No podía negarlo, los datos plasmados en ella me denunciaban. Ya mis compañeros me habían informado del hallazgo de los documentos en el polígono de entrenamiento. No lo niego, al principio pensé en desaparecer, pero recordé que siempre es mejor darle el frente a las dificultades.
─ ¡Sí!
─ ¿Y esto? ─dijo mientras ponía ante mis ojos el consabido pase.
─ ¡También!
─ ¿Lo quieres de regreso?
─Bueno, si usted me lo devuelve ─dije mientras mis labios a duras penas dibujaban una sonrisa.
─ ¡Barbón!, desaparece de mi vista no te quiero ver en un buen rato. Ya veré que hago contigo.
Esas palabras me dieron la clave, había librado de buena. En aquel momento fue lo que pensé, ahora sé que gracias a ese Primer Teniente de nombre Lázaro, mi vida no se llenó de desgracias.
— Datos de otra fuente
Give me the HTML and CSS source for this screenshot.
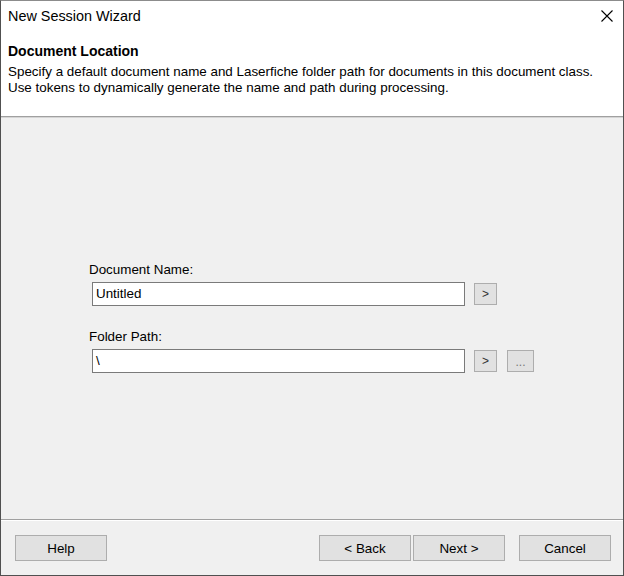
FILE: index.html
```html
<!DOCTYPE html>
<html>
<head>
<meta charset="utf-8">
<link rel="stylesheet" href="styles.css">
</head>
<body>
<div class="window">
  <div class="titlebar">
    <span class="title">New Session Wizard</span>
    <svg class="close" width="12" height="12" viewBox="0 0 12 12"><path d="M0.5 0.5 L11.5 11.5 M11.5 0.5 L0.5 11.5" stroke="#000" stroke-width="1.1" fill="none"/></svg>
  </div>
  <div class="header">
    <div class="heading">Document Location</div>
    <div class="desc">Specify a default document name and Laserfiche folder path for documents in this document class.<br>Use tokens to dynamically generate the name and path during processing.</div>
  </div>
  <div class="sep-top"></div>
  <div class="content">
    <div class="form">
      <div class="label">Document Name:</div>
      <div class="row">
        <div class="input">Untitled</div>
        <div class="sbtn">&gt;</div>
      </div>
      <div class="label label2">Folder Path:</div>
      <div class="row">
        <div class="input">\</div>
        <div class="sbtn">&gt;</div>
        <div class="sbtn dots">...</div>
      </div>
    </div>
  </div>
  <div class="sep-bottom"></div>
  <div class="footer">
    <div class="btn">Help</div>
    <div class="spacer"></div>
    <div class="btn">&lt; Back</div>
    <div class="btn next">Next &gt;</div>
    <div class="btn cancel">Cancel</div>
  </div>
</div>
</body>
</html>
```
FILE: styles.css
```css
html, body {
  margin: 0;
  padding: 0;
  background: #f0f0f0;
}
body {
  font-family: "Liberation Sans", Arial, sans-serif;
  font-size: 13.4px;
  color: #000;
}
.window {
  box-sizing: border-box;
  width: 624px;
  height: 576px;
  border: 1px solid #505050;
  border-top-color: #8c8c8c;
  display: flex;
  flex-direction: column;
  background: #f0f0f0;
}
.titlebar {
  height: 30px;
  background: #fff;
  display: flex;
  align-items: center;
  justify-content: space-between;
  padding: 0 10px 0 7px;
}
.title {
  font-size: 14.4px;
  line-height: 30px;
}
.close {
  display: block;
}
.header {
  background: #fff;
  padding: 12px 7px 20px 7px;
}
.heading {
  font-weight: bold;
  font-size: 14px;
  line-height: 16px;
  margin-bottom: 5px;
}
.desc {
  line-height: 16px;
  white-space: nowrap;
}
.sep-top {
  height: 1px;
  background: #a0a0a0;
  border-bottom: 1px solid #d5d5d5;
}
.content {
  flex: 1;
  background: #f0f0f0;
  padding: 144px 0 0 88px;
}
.label {
  line-height: 16px;
  margin-bottom: 4px;
}
.label2 {
  margin-top: 23px;
}
.row {
  display: flex;
  align-items: center;
  height: 24px;
}
.input {
  box-sizing: border-box;
  width: 373px;
  height: 24px;
  margin-left: 3px;
  background: #fff;
  border: 1px solid #7a7a7a;
  padding: 0 3px;
  line-height: 22px;
}
.sbtn {
  box-sizing: border-box;
  width: 23px;
  height: 22px;
  margin-left: 9px;
  background: #e1e1e1;
  border: 1px solid #adadad;
  font-size: 12px;
  line-height: 20px;
  text-align: center;
  color: #333;
}
.sbtn.dots {
  width: 27px;
  margin-left: 10px;
  color: #777;
  line-height: 22px;
}
.sep-bottom {
  height: 1px;
  background: #a0a0a0;
  border-bottom: 1px solid #fff;
}
.footer {
  height: 54px;
  box-sizing: border-box;
  padding: 14px 12px 0 14px;
  display: flex;
  align-items: flex-start;
}
.spacer {
  flex: 1;
}
.btn {
  box-sizing: border-box;
  width: 92px;
  height: 26px;
  background: #e1e1e1;
  border: 1px solid #adadad;
  text-align: center;
  line-height: 25px;
}
.next {
  margin-left: 2px;
}
.cancel {
  margin-left: 14px;
}
```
El cinco de mayo de 1971 llegó el licenciamiento y con él, la amnistía para muchos de los que cumplían años en prisión por haber violado las leyes militares. No habían sido capaces de adaptarse a los cambios ocurridos en esos tres años de sus vidas, tampoco habían conocido a un Lázaro que al mirarte a los ojos fuera capaz de ver en ellos, la esperanza del porvenir. El Morro abrió las puertas, la libertad ya no fue una quimera.
Han pasado innumerables cosas después de aquellos días que creía sepultados por el tiempo; entre ellas, este Periodo especial con los problemas salariales y bajo nivel adquisitivo que ya dura más de veinte años, el que ha desbaratado las ilusiones de muchos; pero nunca nada marcó tanto mi vida, como aquellos meses de 1968 allá en el Camagüey; donde según dicen, fuimos la antesala de la Columna Juvenil del Centenario, hoy, Ejercito Juvenil del Trabajo.
Creación de la Columna Juvenil del Centenario, 3 de agosto de 1973.